The draft says that the benefits to consumers from dynamic efficiencies may materialize in a longer time horizon, as long as it’s possible to verify that they will be substantial enough to counteract the mergers’ anticompetitive effects.
To verify whether dynamic efficiencies are substantial enough to counteract a merger’s adverse effects on competition, the draft says that merger synergies should be “quantified” where reasonably possible.
For consumers to be said to benefit, the efficiencies must benefit “substantially the same consumers as those who would otherwise be harmed by the merger, so that they are not worse off as a result of the merger.”

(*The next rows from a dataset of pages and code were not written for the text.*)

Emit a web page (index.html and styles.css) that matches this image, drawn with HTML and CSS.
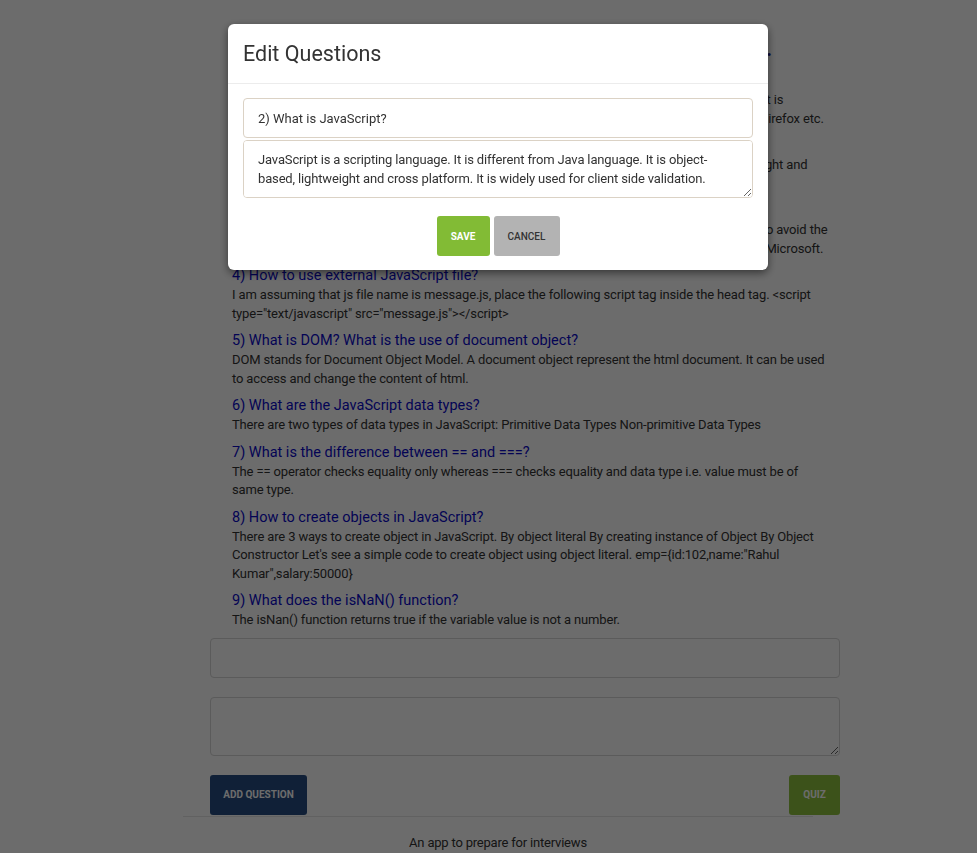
FILE: index.html
```html
<!DOCTYPE html>
<html lang="en">
<head>
<meta charset="utf-8">
<title>Interview Questions</title>
<link rel="stylesheet" href="styles.css">
</head>
<body>
<div class="page">
  <h1 class="title">JavaScript Interview Questions.</h1>
  <div class="qa-list">
    <div class="qa">
      <h4>1) Where does JavaScript run?</h4>
      <p>JavaScript is a lightweight, interpreted scripting language that is executed by the web browser. It is supported by all the major browsers like Google Chrome, Internet Explorer, Opera, Safari, Edge, Firefox etc.</p>
    </div>
    <div class="qa">
      <h4>2) What is JavaScript?</h4>
      <p>JavaScript is a scripting language. It is different from Java language. It is object-based, lightweight and cross platform. It is widely used for client side validation.</p>
    </div>
    <div class="qa">
      <h4>3) What is the difference between JavaScript and JScript?</h4>
      <p>Netscape provided the JavaScript language. Microsoft changed the name and called it JScript to avoid the trademark issue.In other words, you can say JScript is same as JavaScript, but it is provided by Microsoft.</p>
    </div>
    <div class="qa">
      <h4>4) How to use external JavaScript file?</h4>
      <p>I am assuming that js file name is message.js, place the following script tag inside the head tag. &lt;script type="text/javascript" src="message.js"&gt;&lt;/script&gt;</p>
    </div>
    <div class="qa">
      <h4>5) What is DOM? What is the use of document object?</h4>
      <p>DOM stands for Document Object Model. A document object represent the html document. It can be used to access and change the content of html.</p>
    </div>
    <div class="qa">
      <h4>6) What are the JavaScript data types?</h4>
      <p>There are two types of data types in JavaScript: Primitive Data Types Non-primitive Data Types</p>
    </div>
    <div class="qa">
      <h4>7) What is the difference between == and ===?</h4>
      <p>The == operator checks equality only whereas === checks equality and data type i.e. value must be of same type.</p>
    </div>
    <div class="qa">
      <h4>8) How to create objects in JavaScript?</h4>
      <p>There are 3 ways to create object in JavaScript. By object literal By creating instance of Object By Object Constructor Let's see a simple code to create object using object literal. emp={id:102,name:"Rahul Kumar",salary:50000}</p>
    </div>
    <div class="qa">
      <h4>9) What does the isNaN() function?</h4>
      <p>The isNan() function returns true if the variable value is not a number.</p>
    </div>
  </div>
  <input class="field" type="text">
  <textarea class="field area"></textarea>
  <div class="actions">
    <button class="btn btn-navy">ADD QUESTION</button>
    <button class="btn btn-green">QUIZ</button>
  </div>
</div>
<footer class="footer">
  <hr class="rule">
  <p class="footer-text">An app to prepare for interviews</p>
</footer>

<div class="backdrop"></div>
<div class="modal-wrap">
  <div class="modal">
    <div class="modal-header">
      <h2 class="modal-title">Edit Questions</h2>
    </div>
    <div class="modal-body">
      <input class="m-field" type="text" value="2) What is JavaScript?">
      <textarea class="m-field m-area">JavaScript is a scripting language. It is different from Java language. It is object-based, lightweight and cross platform. It is widely used for client side validation.</textarea>
      <div class="m-actions">
        <button class="btn btn-save">SAVE</button>
        <button class="btn btn-cancel">CANCEL</button>
      </div>
    </div>
  </div>
</div>
</body>
</html>
```
FILE: styles.css
```css
* { box-sizing: border-box; }

html, body {
  margin: 0;
  padding: 0;
  background: #fff;
  font-family: Roboto, "Liberation Sans", Arial, sans-serif;
  color: #333;
  overflow: hidden;
}

.page {
  width: 630px;
  margin-left: 210px;
  padding-top: 30px;
}

.title {
  margin: 0;
  padding-right: 67px;
  font-size: 28px;
  line-height: 34px;
  font-weight: 400;
  color: #1a1a8c;
  text-align: right;
}

.qa-list {
  padding-left: 22px;
  padding-right: 12px;
  margin-top: 7px;
}

.qa { margin-bottom: 8px; }

.qa h4 {
  margin: 0;
  font-size: 14.5px;
  line-height: 20px;
  font-weight: 400;
  color: #0a0ac8;
}

.qa p {
  margin: 0;
  font-size: 13px;
  line-height: 18.5px;
  letter-spacing: -0.15px;
  color: #333;
}

.field {
  display: block;
  width: 630px;
  height: 40px;
  margin-top: 8px;
  border: 1px solid #d6d6d6;
  border-radius: 4px;
  background: #fff;
  font-family: inherit;
}

.area {
  height: 59px;
  margin-top: 19px;
}

.actions {
  display: flex;
  justify-content: space-between;
  margin-top: 19px;
}

.btn {
  border: 0;
  border-radius: 3px;
  height: 40px;
  padding: 0 14px;
  font-family: Roboto, "Liberation Sans", Arial, sans-serif;
  font-size: 10px;
  font-weight: 700;
  color: #fff;
}

.btn-navy { background: #264d82; width: 97px; padding: 0; }
.btn-green { background: #8fc23f; width: 51px; padding: 0; }

.footer {
  width: 630px;
  margin-left: 183px;
}

.rule {
  margin: 1px 0 0;
  border: 0;
  border-top: 1px solid #e6e6e6;
}

.footer-text {
  margin: 17px 0 0;
  text-align: center;
  font-size: 13px;
  line-height: 18px;
  letter-spacing: -0.2px;
  color: #333;
}

.backdrop {
  position: fixed;
  inset: 0;
  background: rgba(0, 0, 0, 0.576);
}

.modal-wrap {
  position: fixed;
  inset: 0;
  padding-top: 24px;
  padding-left: 228px;
}

.modal {
  width: 540px;
  background: #fff;
  border-radius: 6px;
  box-shadow: 0 3px 9px rgba(0, 0, 0, 0.5);
}

.modal-header {
  padding: 15px 15px;
  border-bottom: 1px solid #ececec;
}

.modal-title {
  margin: 0;
  font-size: 21.5px;
  line-height: 29px;
  font-weight: 400;
  color: #333;
}

.modal-body {
  padding: 14px 15px 14px;
}

.m-field {
  display: block;
  width: 510px;
  height: 40px;
  padding: 0 14px;
  border: 1px solid #dbd2c5;
  border-radius: 4px;
  font-family: Roboto, "Liberation Sans", Arial, sans-serif;
  font-size: 13px;
  color: #333;
  background: #fff;
}

.m-area {
  height: 58px;
  margin-top: 2px;
  padding: 10px 14px;
  line-height: 18.5px;
  letter-spacing: -0.15px;
  resize: vertical;
}

.m-actions {
  display: flex;
  justify-content: center;
  gap: 4px;
  margin-top: 18px;
}

.btn-save { background: #82bb35; width: 53px; padding: 0; }
.btn-cancel { background: #b3b3b3; color: #333; width: 66px; padding: 0; font-weight: 500; }
```
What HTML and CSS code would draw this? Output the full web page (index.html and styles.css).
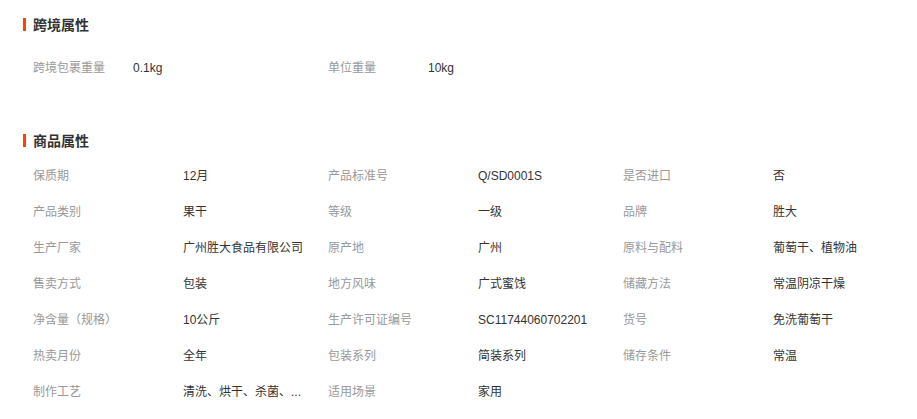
FILE: index.html
```html
<!DOCTYPE html>
<html lang="zh-CN">
<head>
    <meta charset="UTF-8">
    <meta name="viewport" content="width=device-width, initial-scale=1.0">
    <title>商品属性</title>
    <link rel="stylesheet" href="styles.css">
</head>
<body>
    <div class="attr-section">
        <h2 class="attr-title">跨境属性</h2>
        <ul class="attr-list attr-list-cross">
            <li><span class="attr-name">跨境包裹重量</span><span class="attr-value">0.1kg</span></li>
            <li><span class="attr-name">单位重量</span><span class="attr-value">10kg</span></li>
        </ul>
    </div>
    <div class="attr-section">
        <h2 class="attr-title">商品属性</h2>
        <ul class="attr-list">
            <li><span class="attr-name">保质期</span><span class="attr-value">12月</span></li>
            <li><span class="attr-name">产品标准号</span><span class="attr-value">Q/SD0001S</span></li>
            <li><span class="attr-name">是否进口</span><span class="attr-value">否</span></li>
            <li><span class="attr-name">产品类别</span><span class="attr-value">果干</span></li>
            <li><span class="attr-name">等级</span><span class="attr-value">一级</span></li>
            <li><span class="attr-name">品牌</span><span class="attr-value">胜大</span></li>
            <li><span class="attr-name">生产厂家</span><span class="attr-value">广州胜大食品有限公司</span></li>
            <li><span class="attr-name">原产地</span><span class="attr-value">广州</span></li>
            <li><span class="attr-name">原料与配料</span><span class="attr-value">葡萄干、植物油</span></li>
            <li><span class="attr-name">售卖方式</span><span class="attr-value">包装</span></li>
            <li><span class="attr-name">地方风味</span><span class="attr-value">广式蜜饯</span></li>
            <li><span class="attr-name">储藏方法</span><span class="attr-value">常温阴凉干燥</span></li>
            <li><span class="attr-name">净含量（规格）</span><span class="attr-value">10公斤</span></li>
            <li><span class="attr-name">生产许可证编号</span><span class="attr-value">SC11744060702201</span></li>
            <li><span class="attr-name">货号</span><span class="attr-value">免洗葡萄干</span></li>
            <li><span class="attr-name">热卖月份</span><span class="attr-value">全年</span></li>
            <li><span class="attr-name">包装系列</span><span class="attr-value">简装系列</span></li>
            <li><span class="attr-name">储存条件</span><span class="attr-value">常温</span></li>
            <li><span class="attr-name">制作工艺</span><span class="attr-value">清洗、烘干、杀菌、...</span></li>
            <li><span class="attr-name">适用场景</span><span class="attr-value">家用</span></li>
        </ul>
    </div>
</body>
</html>
```

FILE: styles.css
```css
body {
    font-family: "Liberation Sans", "Noto Sans CJK SC", sans-serif;
    font-size: 12px;
    color: #333;
    background: #fff;
    margin: 0;
    padding: 6px 0 0 0;
}
.attr-title {
    display: flex;
    align-items: center;
    height: 36px;
    margin: 0;
    padding-left: 23px;
    font-size: 14px;
    font-weight: bold;
    color: #333;
}
.attr-title::before {
    content: "";
    width: 3px;
    height: 13px;
    margin-right: 7px;
    background: #ff4400;
}
.attr-list {
    list-style: none;
    margin: 0;
    padding: 0 0 0 33px;
    display: grid;
    grid-template-columns: repeat(3, 295px);
}
.attr-list-cross {
    padding-top: 8px;
    padding-bottom: 36px;
}
.attr-list li {
    display: flex;
    height: 36px;
    line-height: 36px;
}
.attr-name {
    width: 150px;
    flex-shrink: 0;
    color: #999;
}
.attr-list-cross .attr-name {
    width: 100px;
}
.attr-value {
    white-space: nowrap;
    color: #333;
}
```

Balancing benefit and harm
Next, there is a section on balancing benefit and harm. The draft says that “here the claimed efficiencies result in benefit that, on a lasting basis, at least offset the harm to competition brought by the merger, the merger will be deemed compatible with the internal market,” the draft says.
“It is sufficient for the commission to establish that efficiencies compensate the harm caused to consumers in the relevant market and not to each individual consumer. However, consumer benefit that accrues only to a small share of the consumers harmed by the merger is unlikely to offset the harm,” the draft says.
Where a merger results in both substantial consumer harm and benefit, the Commission “disposes of a margin of discretion in weighing up different, sometimes incommensurable parameters,” the draft says.
To carry out the balancing exercise, the consumer benefits should, in principle, accrue in all the markets where the merger results in harm, the draft says.
“Harm arising in one geographic or product market or one side of a multi-sided product market cannot be balanced against and compensated by benefits accruing in another unrelated geographic or product market or side of the multi sided market,” the draft says.
The last section of the draft contains a discussion of the conditions under which EU member countries can intervene in mergers that are the EU’s exclusive competence to protect legitimate interests.
The European Commission declined to comment on this article.